The protestant has sought to rely on C.J. Tower, supra, in claiming that reliquidation under section 1520(c)(1) is warranted. In that case, section 1520(c)(1) relief was granted where the importer and Customs were unaware of the nature of the imported merchandise until after the liquidation had become final. In this case, as stated above, the record shows that clear evidence of the existence of the water resistant features of the subject merchandise was present at the time of entry. Consequently, the facts of this case are distinguishable from those of C.J. Tower.

The more analogous case is B.S. Livingston & Co., Inc. v. United States, 13 CIT 889 (1989). The court found in that case that where a correct invoice description existed but the merchandise was improperly classified, no mistake of fact existed.

HOLDING:

No mistake of fact was present under 19 U.S.C. 1520(c)(1) in an alleged error in the tariff classification of the subject entry. Consequently, the protest should be DENIED in full.
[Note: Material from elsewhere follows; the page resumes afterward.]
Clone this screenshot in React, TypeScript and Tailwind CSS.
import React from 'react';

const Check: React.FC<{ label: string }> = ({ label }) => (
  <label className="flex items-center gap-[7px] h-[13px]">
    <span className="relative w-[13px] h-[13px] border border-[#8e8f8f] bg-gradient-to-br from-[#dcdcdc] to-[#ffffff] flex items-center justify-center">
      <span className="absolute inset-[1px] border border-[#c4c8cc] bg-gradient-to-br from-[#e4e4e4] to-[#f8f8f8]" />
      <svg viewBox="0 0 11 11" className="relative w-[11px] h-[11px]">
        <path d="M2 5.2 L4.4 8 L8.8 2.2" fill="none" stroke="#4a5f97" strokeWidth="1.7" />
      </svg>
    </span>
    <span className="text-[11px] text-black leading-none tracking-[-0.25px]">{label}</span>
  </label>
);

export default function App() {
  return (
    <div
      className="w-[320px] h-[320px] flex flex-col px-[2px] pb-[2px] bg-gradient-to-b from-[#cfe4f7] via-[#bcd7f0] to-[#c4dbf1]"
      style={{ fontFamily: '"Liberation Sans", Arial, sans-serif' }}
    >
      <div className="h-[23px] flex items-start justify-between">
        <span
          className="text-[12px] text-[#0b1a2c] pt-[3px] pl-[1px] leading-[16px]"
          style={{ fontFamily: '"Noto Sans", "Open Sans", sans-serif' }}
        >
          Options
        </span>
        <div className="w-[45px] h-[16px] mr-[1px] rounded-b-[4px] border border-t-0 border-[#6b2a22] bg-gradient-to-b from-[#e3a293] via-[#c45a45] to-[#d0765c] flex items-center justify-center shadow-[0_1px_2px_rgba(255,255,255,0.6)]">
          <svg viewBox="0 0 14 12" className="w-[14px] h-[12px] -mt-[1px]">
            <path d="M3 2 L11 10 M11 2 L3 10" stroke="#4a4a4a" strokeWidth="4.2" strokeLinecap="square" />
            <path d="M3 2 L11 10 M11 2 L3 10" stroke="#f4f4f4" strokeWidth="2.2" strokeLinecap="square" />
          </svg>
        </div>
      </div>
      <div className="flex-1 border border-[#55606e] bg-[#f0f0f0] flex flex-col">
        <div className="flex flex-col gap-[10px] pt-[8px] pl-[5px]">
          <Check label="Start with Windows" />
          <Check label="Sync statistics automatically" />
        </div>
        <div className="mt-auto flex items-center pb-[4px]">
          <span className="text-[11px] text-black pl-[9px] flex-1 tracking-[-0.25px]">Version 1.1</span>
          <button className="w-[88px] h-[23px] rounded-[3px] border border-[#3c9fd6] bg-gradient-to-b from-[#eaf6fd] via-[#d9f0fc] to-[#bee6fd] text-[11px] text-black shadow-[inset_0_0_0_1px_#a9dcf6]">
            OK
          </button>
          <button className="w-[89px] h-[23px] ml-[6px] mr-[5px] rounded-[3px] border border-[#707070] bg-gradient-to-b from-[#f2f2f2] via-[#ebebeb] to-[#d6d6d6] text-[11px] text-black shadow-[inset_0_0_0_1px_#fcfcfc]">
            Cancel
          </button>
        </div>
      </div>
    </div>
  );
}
In accordance with Section 3A(11)(b) of Customs Directive 099 3550-065, dated August 4, 1993, Subject: Revised Protest Directive, this decision should be mailed by your office to the Protestant no later than 60 days from the date of this letter. Any reliquidation of the entry in accordance with the decision must be accomplished prior to mailing of the decision. Sixty days from the date of the decision the Office of Regulations and Rulings will take steps to make the decision available to customs personnel via the Customs Rulings Module in ACS and the public
via the Diskette Subscription Service, Freedom of Information Act and other public access channels.